## Task requirements
From the first line of the listing below, retype each line up to and including the one with "const Dash = ()"; pictures stay out.

## Source excerpt
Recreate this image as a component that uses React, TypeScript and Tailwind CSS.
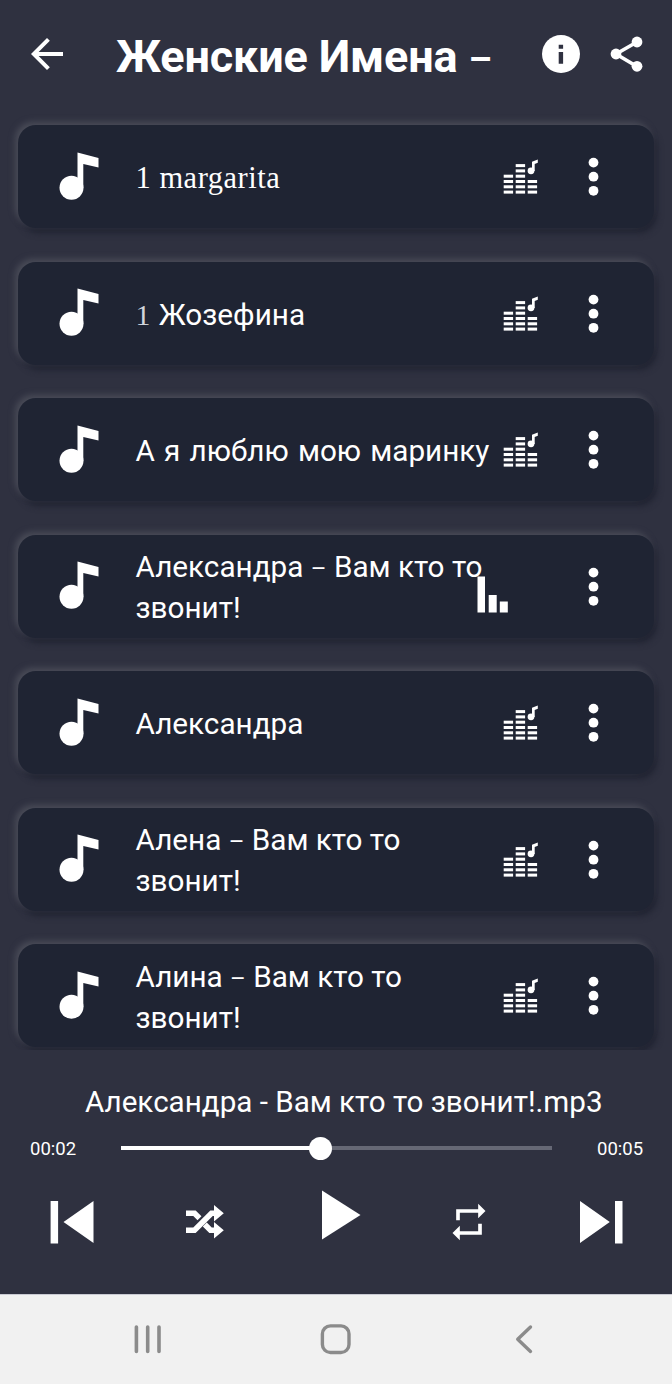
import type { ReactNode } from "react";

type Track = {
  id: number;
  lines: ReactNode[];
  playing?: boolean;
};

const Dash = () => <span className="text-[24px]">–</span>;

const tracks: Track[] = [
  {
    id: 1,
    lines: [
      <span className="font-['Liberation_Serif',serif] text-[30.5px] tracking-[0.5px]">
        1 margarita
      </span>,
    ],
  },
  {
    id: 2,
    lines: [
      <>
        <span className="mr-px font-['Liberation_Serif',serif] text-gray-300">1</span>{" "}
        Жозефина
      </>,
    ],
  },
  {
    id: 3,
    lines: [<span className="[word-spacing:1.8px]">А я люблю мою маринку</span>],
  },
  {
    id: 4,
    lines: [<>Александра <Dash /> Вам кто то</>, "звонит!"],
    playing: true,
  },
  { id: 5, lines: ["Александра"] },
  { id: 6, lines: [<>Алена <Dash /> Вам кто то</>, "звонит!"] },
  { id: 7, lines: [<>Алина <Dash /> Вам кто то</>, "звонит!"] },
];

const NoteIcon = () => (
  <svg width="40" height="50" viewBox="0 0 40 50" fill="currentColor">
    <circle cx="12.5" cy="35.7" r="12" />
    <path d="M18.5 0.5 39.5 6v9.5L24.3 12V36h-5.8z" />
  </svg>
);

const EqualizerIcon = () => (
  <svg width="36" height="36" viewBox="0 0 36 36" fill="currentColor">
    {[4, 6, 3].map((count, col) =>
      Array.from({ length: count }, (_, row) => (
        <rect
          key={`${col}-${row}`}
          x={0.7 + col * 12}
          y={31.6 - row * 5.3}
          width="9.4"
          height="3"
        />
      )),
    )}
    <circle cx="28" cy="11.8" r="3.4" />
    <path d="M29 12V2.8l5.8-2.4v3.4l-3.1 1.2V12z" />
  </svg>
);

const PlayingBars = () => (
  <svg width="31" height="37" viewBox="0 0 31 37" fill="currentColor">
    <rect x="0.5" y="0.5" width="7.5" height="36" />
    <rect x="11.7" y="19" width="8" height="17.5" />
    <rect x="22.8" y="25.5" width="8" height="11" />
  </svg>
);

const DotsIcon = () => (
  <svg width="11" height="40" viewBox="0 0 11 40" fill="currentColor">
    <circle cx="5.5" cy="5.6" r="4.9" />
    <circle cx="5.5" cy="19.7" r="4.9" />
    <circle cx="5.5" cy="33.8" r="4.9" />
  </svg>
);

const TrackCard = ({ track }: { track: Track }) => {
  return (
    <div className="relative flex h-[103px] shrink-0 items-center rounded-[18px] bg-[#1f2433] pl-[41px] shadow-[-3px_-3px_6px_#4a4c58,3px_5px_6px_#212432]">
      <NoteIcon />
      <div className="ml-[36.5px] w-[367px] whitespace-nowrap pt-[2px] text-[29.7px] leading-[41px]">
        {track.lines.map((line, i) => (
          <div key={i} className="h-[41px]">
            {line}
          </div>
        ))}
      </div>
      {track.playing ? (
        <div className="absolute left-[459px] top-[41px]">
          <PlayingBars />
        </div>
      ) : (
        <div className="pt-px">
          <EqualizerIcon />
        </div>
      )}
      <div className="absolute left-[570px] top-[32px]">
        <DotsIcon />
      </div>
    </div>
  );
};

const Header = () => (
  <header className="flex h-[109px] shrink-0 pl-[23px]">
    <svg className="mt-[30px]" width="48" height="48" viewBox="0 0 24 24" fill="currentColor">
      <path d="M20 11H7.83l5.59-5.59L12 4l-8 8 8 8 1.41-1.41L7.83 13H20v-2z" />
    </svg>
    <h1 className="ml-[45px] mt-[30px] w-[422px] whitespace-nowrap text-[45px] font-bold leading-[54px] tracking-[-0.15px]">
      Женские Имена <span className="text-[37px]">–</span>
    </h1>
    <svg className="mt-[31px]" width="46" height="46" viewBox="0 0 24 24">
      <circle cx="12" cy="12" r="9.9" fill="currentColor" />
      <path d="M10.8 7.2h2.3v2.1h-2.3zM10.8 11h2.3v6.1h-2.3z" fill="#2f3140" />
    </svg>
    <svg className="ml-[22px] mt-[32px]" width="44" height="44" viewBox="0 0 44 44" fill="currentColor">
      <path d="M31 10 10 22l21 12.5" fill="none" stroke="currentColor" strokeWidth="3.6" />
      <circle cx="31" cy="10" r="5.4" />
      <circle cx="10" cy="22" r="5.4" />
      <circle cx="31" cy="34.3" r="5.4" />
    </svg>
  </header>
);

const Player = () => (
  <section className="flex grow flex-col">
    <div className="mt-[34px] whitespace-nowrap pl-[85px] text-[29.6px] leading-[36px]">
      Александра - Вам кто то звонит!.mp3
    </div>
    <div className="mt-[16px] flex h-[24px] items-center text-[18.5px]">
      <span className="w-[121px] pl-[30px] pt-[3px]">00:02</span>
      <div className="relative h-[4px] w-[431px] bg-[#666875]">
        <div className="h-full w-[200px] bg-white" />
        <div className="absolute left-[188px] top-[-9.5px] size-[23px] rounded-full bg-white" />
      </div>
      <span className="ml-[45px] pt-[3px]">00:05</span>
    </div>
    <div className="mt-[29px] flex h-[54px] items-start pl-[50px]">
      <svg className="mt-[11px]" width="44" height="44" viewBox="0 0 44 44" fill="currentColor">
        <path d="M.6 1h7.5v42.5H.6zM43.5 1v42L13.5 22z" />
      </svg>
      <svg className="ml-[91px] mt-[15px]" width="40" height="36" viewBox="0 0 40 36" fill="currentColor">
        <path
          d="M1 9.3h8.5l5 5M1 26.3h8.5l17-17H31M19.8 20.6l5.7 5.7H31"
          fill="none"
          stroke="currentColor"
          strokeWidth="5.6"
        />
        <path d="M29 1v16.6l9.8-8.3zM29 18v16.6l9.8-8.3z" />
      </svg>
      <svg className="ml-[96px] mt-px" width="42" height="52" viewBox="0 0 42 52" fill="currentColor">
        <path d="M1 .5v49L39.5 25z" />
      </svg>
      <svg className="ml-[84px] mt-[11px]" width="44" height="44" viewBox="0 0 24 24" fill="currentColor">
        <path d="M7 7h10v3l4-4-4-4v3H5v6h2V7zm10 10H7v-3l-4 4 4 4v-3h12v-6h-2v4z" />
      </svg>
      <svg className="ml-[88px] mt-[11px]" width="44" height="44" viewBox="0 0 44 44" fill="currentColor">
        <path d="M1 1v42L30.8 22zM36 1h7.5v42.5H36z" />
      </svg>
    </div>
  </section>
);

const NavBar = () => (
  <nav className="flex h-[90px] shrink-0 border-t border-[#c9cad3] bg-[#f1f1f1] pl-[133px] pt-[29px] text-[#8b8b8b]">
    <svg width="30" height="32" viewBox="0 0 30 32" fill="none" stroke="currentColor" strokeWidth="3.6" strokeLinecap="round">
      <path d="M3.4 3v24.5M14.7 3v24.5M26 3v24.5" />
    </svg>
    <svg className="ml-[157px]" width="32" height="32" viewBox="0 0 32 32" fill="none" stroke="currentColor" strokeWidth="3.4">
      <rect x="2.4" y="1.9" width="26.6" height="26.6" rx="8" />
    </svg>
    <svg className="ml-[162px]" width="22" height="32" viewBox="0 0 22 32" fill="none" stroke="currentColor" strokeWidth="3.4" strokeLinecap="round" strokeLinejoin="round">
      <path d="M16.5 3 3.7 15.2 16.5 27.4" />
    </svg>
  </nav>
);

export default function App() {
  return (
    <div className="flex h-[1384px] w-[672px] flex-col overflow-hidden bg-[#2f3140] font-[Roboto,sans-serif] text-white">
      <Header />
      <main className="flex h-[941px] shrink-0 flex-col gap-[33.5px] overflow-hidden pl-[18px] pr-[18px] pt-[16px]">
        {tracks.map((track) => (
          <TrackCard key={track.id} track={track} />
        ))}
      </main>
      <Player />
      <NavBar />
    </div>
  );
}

## Response to this exercise
Recreate this image as a component that uses React, TypeScript and Tailwind CSS.
import type { ReactNode } from "react";

type Track = {
  id: number;
  lines: ReactNode[];
  playing?: boolean;
};

const Dash = () => <span className="text-[24px]">–</span>;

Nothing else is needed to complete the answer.